We asked our Director in Beijing, Vivienne Song about how she’ll celelebrating Chinese New Year!
With the Year of the Monkey around the corner, we wanted to find out how the people of Beijing would be gearing up for the festivities! We asked China Travel Outbound’s Vivienne Song, to tell us how she will be celebrating this year.
Hi Vivienne! How are you going to be celebrating Chinese New Year this year?
The 7 day long holiday allows us time to spend with our parents, as both my husband and I are not originally from Beijing and so our parents live in other cities.
How are your friends/ family celebrating?
Similarly to at Thanksgiving, most Chinese will return back to their hometown to celebrate the New Year with family. For married women, you would normally be expected to follow your husband to spend the holiday with his family.
Chinese New Year is really about family gathering, visiting relatives and having dinner together. Before, there were many traditions, like lighting fireworks and making traditional delicacies, but now due to the air pollution many places are prohibiting fireworks, and more and more families are choosing to go restaurants instead of making dinner at home.
The kids definately have the most fun; they get dressed up in new clothes, and collect Hong Bao (red packets containing money) from relatives.
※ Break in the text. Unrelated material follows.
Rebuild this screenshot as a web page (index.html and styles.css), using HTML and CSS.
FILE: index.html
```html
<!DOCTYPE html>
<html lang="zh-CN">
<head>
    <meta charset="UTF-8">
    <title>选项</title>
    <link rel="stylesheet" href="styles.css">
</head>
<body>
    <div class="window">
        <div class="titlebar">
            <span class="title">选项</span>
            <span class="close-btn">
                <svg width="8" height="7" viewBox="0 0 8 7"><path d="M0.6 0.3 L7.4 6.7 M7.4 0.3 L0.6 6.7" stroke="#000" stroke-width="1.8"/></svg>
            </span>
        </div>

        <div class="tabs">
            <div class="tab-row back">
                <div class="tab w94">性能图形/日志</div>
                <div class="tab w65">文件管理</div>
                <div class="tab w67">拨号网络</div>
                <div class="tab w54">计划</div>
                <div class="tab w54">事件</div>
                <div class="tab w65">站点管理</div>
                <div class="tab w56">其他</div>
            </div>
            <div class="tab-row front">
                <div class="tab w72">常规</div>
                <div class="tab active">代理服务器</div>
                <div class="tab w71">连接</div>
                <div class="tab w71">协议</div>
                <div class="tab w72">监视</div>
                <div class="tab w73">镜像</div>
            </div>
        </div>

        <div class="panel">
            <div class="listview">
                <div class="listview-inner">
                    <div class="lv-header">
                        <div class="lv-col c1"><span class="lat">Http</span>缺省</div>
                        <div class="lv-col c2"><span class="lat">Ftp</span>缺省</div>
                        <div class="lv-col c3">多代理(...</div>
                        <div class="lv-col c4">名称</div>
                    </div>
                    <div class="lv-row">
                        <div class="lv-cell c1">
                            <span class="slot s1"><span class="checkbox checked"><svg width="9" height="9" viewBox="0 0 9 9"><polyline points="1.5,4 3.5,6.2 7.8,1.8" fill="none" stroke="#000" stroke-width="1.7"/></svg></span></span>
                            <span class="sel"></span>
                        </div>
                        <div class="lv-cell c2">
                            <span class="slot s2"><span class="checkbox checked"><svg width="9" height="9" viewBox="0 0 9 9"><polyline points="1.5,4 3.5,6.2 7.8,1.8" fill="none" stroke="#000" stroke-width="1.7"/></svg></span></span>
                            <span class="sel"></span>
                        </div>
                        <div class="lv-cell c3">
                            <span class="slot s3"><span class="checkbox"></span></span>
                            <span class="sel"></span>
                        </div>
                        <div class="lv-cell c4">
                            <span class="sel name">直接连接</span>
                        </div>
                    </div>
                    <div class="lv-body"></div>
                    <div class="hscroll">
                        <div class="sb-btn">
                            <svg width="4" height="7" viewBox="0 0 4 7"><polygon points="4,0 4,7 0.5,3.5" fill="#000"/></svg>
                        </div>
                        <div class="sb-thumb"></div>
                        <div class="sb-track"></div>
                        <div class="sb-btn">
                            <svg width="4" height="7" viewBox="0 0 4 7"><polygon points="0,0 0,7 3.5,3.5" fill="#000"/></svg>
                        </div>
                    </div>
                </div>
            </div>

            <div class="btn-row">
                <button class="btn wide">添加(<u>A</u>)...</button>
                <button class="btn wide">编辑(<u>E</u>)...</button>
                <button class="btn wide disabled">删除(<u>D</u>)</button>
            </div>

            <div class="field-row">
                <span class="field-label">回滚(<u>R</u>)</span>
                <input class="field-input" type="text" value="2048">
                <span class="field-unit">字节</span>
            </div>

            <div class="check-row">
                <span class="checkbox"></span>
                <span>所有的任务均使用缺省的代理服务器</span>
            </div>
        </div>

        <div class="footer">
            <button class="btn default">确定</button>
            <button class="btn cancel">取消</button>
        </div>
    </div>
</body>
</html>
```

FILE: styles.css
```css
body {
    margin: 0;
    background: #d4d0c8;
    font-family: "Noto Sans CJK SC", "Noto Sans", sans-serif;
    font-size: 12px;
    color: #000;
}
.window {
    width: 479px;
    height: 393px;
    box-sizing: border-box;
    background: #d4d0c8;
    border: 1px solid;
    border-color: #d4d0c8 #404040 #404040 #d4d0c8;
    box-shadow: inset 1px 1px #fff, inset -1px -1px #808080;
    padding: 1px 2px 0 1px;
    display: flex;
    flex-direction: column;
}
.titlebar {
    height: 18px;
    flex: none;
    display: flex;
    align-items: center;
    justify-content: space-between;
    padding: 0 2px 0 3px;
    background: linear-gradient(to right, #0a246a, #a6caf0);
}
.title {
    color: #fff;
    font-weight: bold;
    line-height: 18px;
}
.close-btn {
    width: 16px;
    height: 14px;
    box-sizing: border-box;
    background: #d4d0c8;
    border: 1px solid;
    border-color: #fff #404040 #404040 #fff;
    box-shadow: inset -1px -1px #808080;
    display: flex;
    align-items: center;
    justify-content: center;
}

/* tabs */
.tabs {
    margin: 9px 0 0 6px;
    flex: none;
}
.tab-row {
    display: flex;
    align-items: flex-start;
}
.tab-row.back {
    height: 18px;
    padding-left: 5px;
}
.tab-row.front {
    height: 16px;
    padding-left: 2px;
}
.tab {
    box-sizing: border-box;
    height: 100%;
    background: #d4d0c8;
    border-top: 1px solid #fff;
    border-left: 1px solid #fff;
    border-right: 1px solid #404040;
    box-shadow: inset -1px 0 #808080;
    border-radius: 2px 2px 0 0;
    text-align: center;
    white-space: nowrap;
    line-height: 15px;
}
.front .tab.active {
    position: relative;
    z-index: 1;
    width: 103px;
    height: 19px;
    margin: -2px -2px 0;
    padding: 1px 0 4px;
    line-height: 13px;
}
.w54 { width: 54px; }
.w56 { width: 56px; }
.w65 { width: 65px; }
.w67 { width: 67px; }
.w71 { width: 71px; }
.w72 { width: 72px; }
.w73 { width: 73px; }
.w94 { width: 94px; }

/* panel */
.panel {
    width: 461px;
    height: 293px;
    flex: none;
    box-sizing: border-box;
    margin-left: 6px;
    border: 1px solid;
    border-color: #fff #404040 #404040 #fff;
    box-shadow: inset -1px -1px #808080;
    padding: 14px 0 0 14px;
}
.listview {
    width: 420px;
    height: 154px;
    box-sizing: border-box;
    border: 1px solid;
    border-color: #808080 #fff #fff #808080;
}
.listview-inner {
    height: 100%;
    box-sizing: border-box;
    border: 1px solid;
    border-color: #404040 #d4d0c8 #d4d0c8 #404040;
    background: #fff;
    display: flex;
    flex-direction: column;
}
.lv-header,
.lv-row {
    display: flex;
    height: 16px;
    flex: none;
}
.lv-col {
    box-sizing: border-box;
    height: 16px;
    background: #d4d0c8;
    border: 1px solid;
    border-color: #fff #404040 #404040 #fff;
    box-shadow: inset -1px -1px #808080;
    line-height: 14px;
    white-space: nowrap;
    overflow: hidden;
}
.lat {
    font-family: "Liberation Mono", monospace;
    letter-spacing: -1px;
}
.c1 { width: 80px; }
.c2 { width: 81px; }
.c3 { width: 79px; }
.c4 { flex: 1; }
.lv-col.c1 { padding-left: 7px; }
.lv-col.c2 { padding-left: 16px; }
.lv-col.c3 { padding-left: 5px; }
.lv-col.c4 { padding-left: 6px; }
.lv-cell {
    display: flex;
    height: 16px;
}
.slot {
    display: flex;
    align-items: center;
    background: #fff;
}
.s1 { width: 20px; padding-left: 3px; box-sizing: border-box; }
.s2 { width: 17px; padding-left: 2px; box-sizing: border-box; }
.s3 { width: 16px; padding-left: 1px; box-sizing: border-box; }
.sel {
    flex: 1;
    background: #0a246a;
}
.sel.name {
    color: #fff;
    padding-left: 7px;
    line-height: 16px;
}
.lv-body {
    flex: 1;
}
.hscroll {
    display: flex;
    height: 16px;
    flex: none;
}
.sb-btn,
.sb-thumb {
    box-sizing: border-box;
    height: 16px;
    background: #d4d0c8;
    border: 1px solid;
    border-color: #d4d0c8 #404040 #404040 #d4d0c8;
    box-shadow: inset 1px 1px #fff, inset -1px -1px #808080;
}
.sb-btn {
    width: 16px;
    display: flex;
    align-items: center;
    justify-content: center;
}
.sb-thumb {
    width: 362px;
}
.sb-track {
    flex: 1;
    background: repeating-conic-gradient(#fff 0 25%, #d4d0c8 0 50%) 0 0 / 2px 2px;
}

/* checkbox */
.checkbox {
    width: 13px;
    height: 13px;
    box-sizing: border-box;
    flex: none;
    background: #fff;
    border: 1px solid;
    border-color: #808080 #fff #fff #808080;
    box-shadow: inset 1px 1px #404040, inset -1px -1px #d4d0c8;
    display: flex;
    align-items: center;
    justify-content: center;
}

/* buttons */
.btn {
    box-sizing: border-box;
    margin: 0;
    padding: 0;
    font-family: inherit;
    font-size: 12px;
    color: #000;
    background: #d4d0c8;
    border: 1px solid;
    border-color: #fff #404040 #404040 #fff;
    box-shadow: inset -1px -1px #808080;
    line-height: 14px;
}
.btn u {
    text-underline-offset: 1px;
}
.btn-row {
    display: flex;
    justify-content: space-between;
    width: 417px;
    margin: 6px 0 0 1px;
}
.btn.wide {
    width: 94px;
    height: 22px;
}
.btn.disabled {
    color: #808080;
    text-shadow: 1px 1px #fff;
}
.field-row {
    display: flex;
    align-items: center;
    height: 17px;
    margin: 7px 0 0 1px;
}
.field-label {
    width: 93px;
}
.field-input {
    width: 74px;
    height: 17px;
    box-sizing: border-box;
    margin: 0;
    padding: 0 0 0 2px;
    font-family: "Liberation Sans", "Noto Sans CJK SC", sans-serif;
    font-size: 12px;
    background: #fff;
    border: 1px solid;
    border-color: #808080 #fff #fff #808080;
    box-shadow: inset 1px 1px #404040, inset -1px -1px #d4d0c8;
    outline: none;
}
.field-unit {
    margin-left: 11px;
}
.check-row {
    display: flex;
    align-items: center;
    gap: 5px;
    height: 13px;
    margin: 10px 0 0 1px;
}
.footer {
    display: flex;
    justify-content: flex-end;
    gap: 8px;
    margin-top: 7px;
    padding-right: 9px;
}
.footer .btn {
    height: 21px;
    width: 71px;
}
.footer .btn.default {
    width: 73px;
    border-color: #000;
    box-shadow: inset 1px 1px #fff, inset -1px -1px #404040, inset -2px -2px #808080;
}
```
Normally, the relatives who are already married give Hong Bao to the kids.
What sort of gifts are you buying your family this year?
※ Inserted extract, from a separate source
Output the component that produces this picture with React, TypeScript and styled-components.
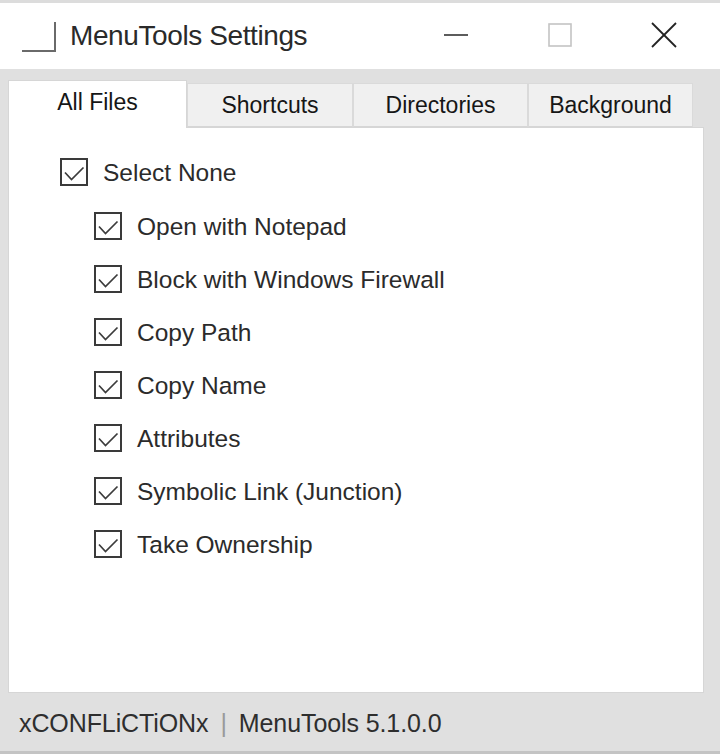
import React from "react";
import styled, { createGlobalStyle } from "styled-components";

const Global = createGlobalStyle`
  html, body { margin: 0; padding: 0; background: #e4e4e4; }
  * { box-sizing: border-box; }
`;

const Window = styled.div`
  width: 720px;
  height: 754px;
  display: flex;
  flex-direction: column;
  background: #e0e0e0;
  font-family: "Liberation Sans", Arial, sans-serif;
  color: #1e1e1e;
  border-bottom: 3px solid #c4c4c4;
`;

const TitleBar = styled.div`
  height: 69px;
  flex: none;
  background: #ffffff;
  border-top: 3px solid #dcdcdc;
  display: flex;
  align-items: center;
  padding-left: 22px;
`;

const AppIcon = styled.div`
  width: 34px;
  height: 30px;
  margin-top: 2px;
  border-right: 2px solid #6a6a6a;
  border-bottom: 2px solid #6a6a6a;
  flex: none;
`;

const Title = styled.div`
  margin-left: 14px;
  font-size: 28px;
  color: #2a2a2a;
  letter-spacing: -0.4px;
  flex: 1;
`;

const Controls = styled.div`
  display: flex;
  padding-right: 4px;
  align-self: stretch;
`;

const CtrlButton = styled.div`
  width: 104px;
  display: flex;
  align-items: center;
  justify-content: center;
  padding-bottom: 2px;
`;

const Body = styled.div`
  flex: 1;
  display: flex;
  flex-direction: column;
  padding: 11px 16px 0 8px;
  min-height: 0;
`;

const TabStrip = styled.div`
  display: flex;
  align-items: flex-end;
  height: 47px;
  flex: none;
`;

const Tab = styled.div<{ $active?: boolean; $w: number }>`
  width: ${(p) => p.$w}px;
  height: ${(p) => (p.$active ? 48 : 44)}px;
  background: ${(p) => (p.$active ? "#ffffff" : "#f0f0f0")};
  border: 1px solid ${(p) => (p.$active ? "#d6d6d6" : "#dadada")};
  border-bottom: ${(p) => (p.$active ? "none" : "1px solid #d6d6d6")};
  margin-bottom: ${(p) => (p.$active ? "-1px" : "0")};
  position: relative;
  z-index: ${(p) => (p.$active ? 1 : 0)};
  display: flex;
  justify-content: center;
  align-items: ${(p) => (p.$active ? "flex-start" : "center")};
  padding-top: ${(p) => (p.$active ? "8px" : "0")};
  font-size: 23px;
  color: #161616;
  flex: none;
`;

const Panel = styled.div`
  flex: 1;
  background: #ffffff;
  border: 1px solid #d6d6d6;
  padding: 30px 0 0 51px;
  display: flex;
  flex-direction: column;
`;

const Row = styled.div<{ $indent?: boolean; $gap: number }>`
  display: flex;
  align-items: center;
  height: 28px;
  margin-left: ${(p) => (p.$indent ? 34 : 0)}px;
  margin-bottom: ${(p) => p.$gap}px;
  font-size: 24.5px;
  color: #2b2b2b;
`;

const Box = styled.div`
  width: 28px;
  height: 28px;
  border: 2px solid #3a3a3a;
  flex: none;
  margin-right: 15px;
  display: flex;
  align-items: center;
  justify-content: center;
  background: #fff;
`;

const Label = styled.span`
  margin-top: 2px;
`;

const StatusBar = styled.div`
  height: 58px;
  flex: none;
  display: flex;
  align-items: center;
  padding-left: 19px;
  padding-top: 2px;
  font-size: 25px;
  color: #2e2e2e;
  letter-spacing: -0.1px;
`;

const Sep = styled.span`
  color: #9a9a9a;
  margin: 0 12px;
`;

const Check = () => (
  <svg width="24" height="24" viewBox="0 0 24 24">
    <polyline points="3,12.5 9.5,19.5 21.5,7.5" fill="none" stroke="#3c3c3c" strokeWidth="1.7" />
  </svg>
);

const CheckRow = ({ label, indent, gap }: { label: string; indent?: boolean; gap: number }) => (
  <Row $indent={indent} $gap={gap}>
    <Box>
      <Check />
    </Box>
    <Label>{label}</Label>
  </Row>
);

const items = [
  "Open with Notepad",
  "Block with Windows Firewall",
  "Copy Path",
  "Copy Name",
  "Attributes",
  "Symbolic Link (Junction)",
  "Take Ownership",
];

export default function App() {
  return (
    <>
      <Global />
      <Window>
        <TitleBar>
          <AppIcon />
          <Title>MenuTools Settings</Title>
          <Controls>
            <CtrlButton>
              <svg width="24" height="4" viewBox="0 0 24 4">
                <line x1="0" y1="2" x2="24" y2="2" stroke="#333" strokeWidth="1.6" />
              </svg>
            </CtrlButton>
            <CtrlButton>
              <svg width="24" height="24" viewBox="0 0 24 24">
                <rect x="1" y="1" width="22" height="22" fill="none" stroke="#c4c4c4" strokeWidth="1.6" />
              </svg>
            </CtrlButton>
            <CtrlButton>
              <svg width="26" height="26" viewBox="0 0 26 26">
                <line x1="1" y1="1" x2="25" y2="25" stroke="#222" strokeWidth="1.8" />
                <line x1="25" y1="1" x2="1" y2="25" stroke="#222" strokeWidth="1.8" />
              </svg>
            </CtrlButton>
          </Controls>
        </TitleBar>
        <Body>
          <TabStrip>
            <Tab $active $w={179}>All Files</Tab>
            <Tab $w={166}>Shortcuts</Tab>
            <Tab $w={175}>Directories</Tab>
            <Tab $w={165}>Background</Tab>
          </TabStrip>
          <Panel>
            <CheckRow label="Select None" gap={26} />
            {items.map((it) => (
              <CheckRow key={it} label={it} indent gap={25} />
            ))}
          </Panel>
        </Body>
        <StatusBar>
          xCONFLiCTiONx<Sep>|</Sep>MenuTools 5.1.0.0
        </StatusBar>
      </Window>
    </>
  );
}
Every year I buy different gifts for my parents and parents-in-law, something like jewellery or a new ipad. This year I bought them an air cleaner for both car and home use, as we had terrible air pollution this winter.
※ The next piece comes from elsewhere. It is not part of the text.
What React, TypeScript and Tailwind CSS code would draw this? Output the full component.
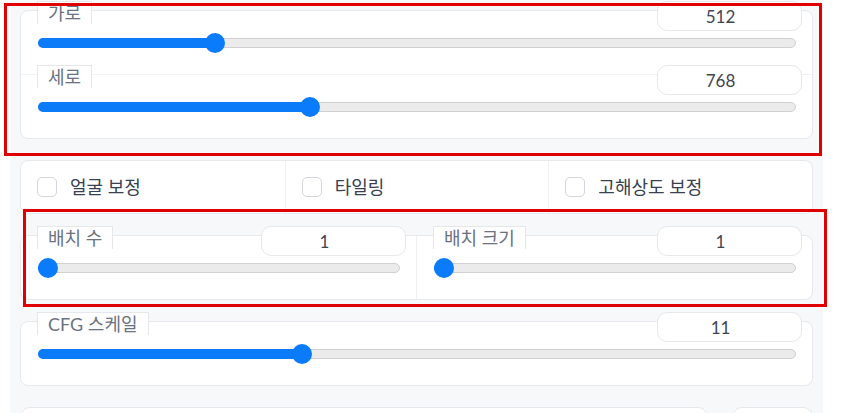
import React from "react";

type SliderProps = { value: number; min: number; max: number };

function Slider({ value, min, max }: SliderProps) {
  const frac = (value - min) / (max - min);
  return (
    <div className="relative mt-[2px] ml-[1px] flex h-[20px] items-center">
      <div className="relative h-[10px] w-full">
        <div className="absolute inset-0 rounded-full border border-[#d0d0d0] bg-[#ebebeb]" />
        <div
          className="absolute inset-y-0 left-0 rounded-full bg-[#0b7bf7]"
          style={{ width: `calc(${frac} * (100% - 20px) + 10px)` }}
        />
        <div
          className="absolute top-[-5px] h-[20px] w-[20px] rounded-full bg-[#0a7bfa]"
          style={{ left: `calc(${frac} * (100% - 20px))` }}
        />
      </div>
    </div>
  );
}

type BlockProps = {
  label: string;
  value: number;
  min: number;
  max: number;
  className?: string;
};

function SliderBlock({ label, value, min, max, className = "" }: BlockProps) {
  return (
    <div className={`px-[16px] pb-[21px] ${className}`}>
      <div className="-mt-[10px] -mr-[6px] flex h-[30px] items-start justify-between">
        <span className="h-[23px] border-x border-t border-[#e5e7eb] bg-white px-[10px] text-[18px] leading-[22px] text-[#6b7280]">
          {label}
        </span>
        <div className="h-[30px] w-[145px] rounded-[10px] border border-[#e7e8eb] bg-white pr-[18px] text-center text-[17px] leading-[29px] text-[#3f4652]">
          {value}
        </div>
      </div>
      <Slider value={value} min={min} max={max} />
    </div>
  );
}

function Check({ label, className = "" }: { label: string; className?: string }) {
  return (
    <div className={`flex items-center gap-[13px] px-[16px] ${className}`}>
      <span className="h-[20px] w-[20px] shrink-0 rounded-[5px] border border-[#d4d6db] bg-white" />
      <span className="text-[18px] leading-[20px] text-[#374151]">{label}</span>
    </div>
  );
}

export default function App() {
  return (
    <div className="relative h-[413px] w-[841px] overflow-hidden bg-white font-['Lato','Noto_Sans_CJK_KR',sans-serif]">
      <div className="ml-[10px] flex h-full w-[813px] flex-col bg-[#f7f8fa] px-[10px]">
        <div className="mt-[10px] shrink-0 rounded-[8px] border border-[#e8e9ec] bg-white">
          <SliderBlock label="가로" value={512} min={64} max={2048} />
          <SliderBlock label="세로" value={768} min={64} max={2048} className="border-t border-[#f0f1f3]" />
        </div>

        <div className="mt-[21px] grid h-[54px] shrink-0 grid-cols-3 rounded-[8px] border border-[#e8e9ec] bg-white">
          <Check label="얼굴 보정" />
          <Check label="타일링" className="border-l border-[#f0f1f3]" />
          <Check label="고해상도 보정" className="border-l border-[#f0f1f3]" />
        </div>

        <div className="mt-[21px] flex shrink-0 rounded-[8px] border border-[#e8e9ec] bg-white">
          <SliderBlock label="배치 수" value={1} min={1} max={8} className="flex-1" />
          <SliderBlock label="배치 크기" value={1} min={1} max={8} className="flex-1 border-l border-[#eef0f2]" />
        </div>

        <div className="mt-[21px] shrink-0 rounded-[8px] border border-[#e8e9ec] bg-white">
          <SliderBlock label="CFG 스케일" value={11} min={1} max={30} />
        </div>

        <div className="mt-[21px] flex shrink-0 gap-[24px]">
          <div className="h-[44px] flex-1 rounded-[10px] border border-[#e5e7eb] bg-white" />
          <div className="h-[44px] w-[81px] rounded-[10px] border border-[#e5e7eb] bg-white" />
        </div>
      </div>

      <div className="pointer-events-none absolute left-[4px] top-[3px] h-[153px] w-[818px] border-[3px] border-[#e00000]" />
      <div className="pointer-events-none absolute left-[23px] top-[209px] h-[98px] w-[804px] border-[3px] border-[#e00000]" />
    </div>
  );
}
What is your favourite part of New Year’s celebrations in China?
The best thing about this week is doing nothing but being a kid again!
What sort of things go on in Beijing?
There is a temple fair of folk custom, a very old tradition in Beijing, where they sell all kinds of New Year stuff and local delicacies. It’s quite like a Christmas market.
What (if anything) makes celebrating ‘the Year of the Monkey’ different than in other years?
Well, there’s really no difference. Only the Year of the Dragon tends to be more of a topic in China, since we always call ourselves ‘the descendants of the Dragon’.
Xin Nian Kuai Le sing nee-ann koo-why ler (Happy New Year) to all our Chinese friends!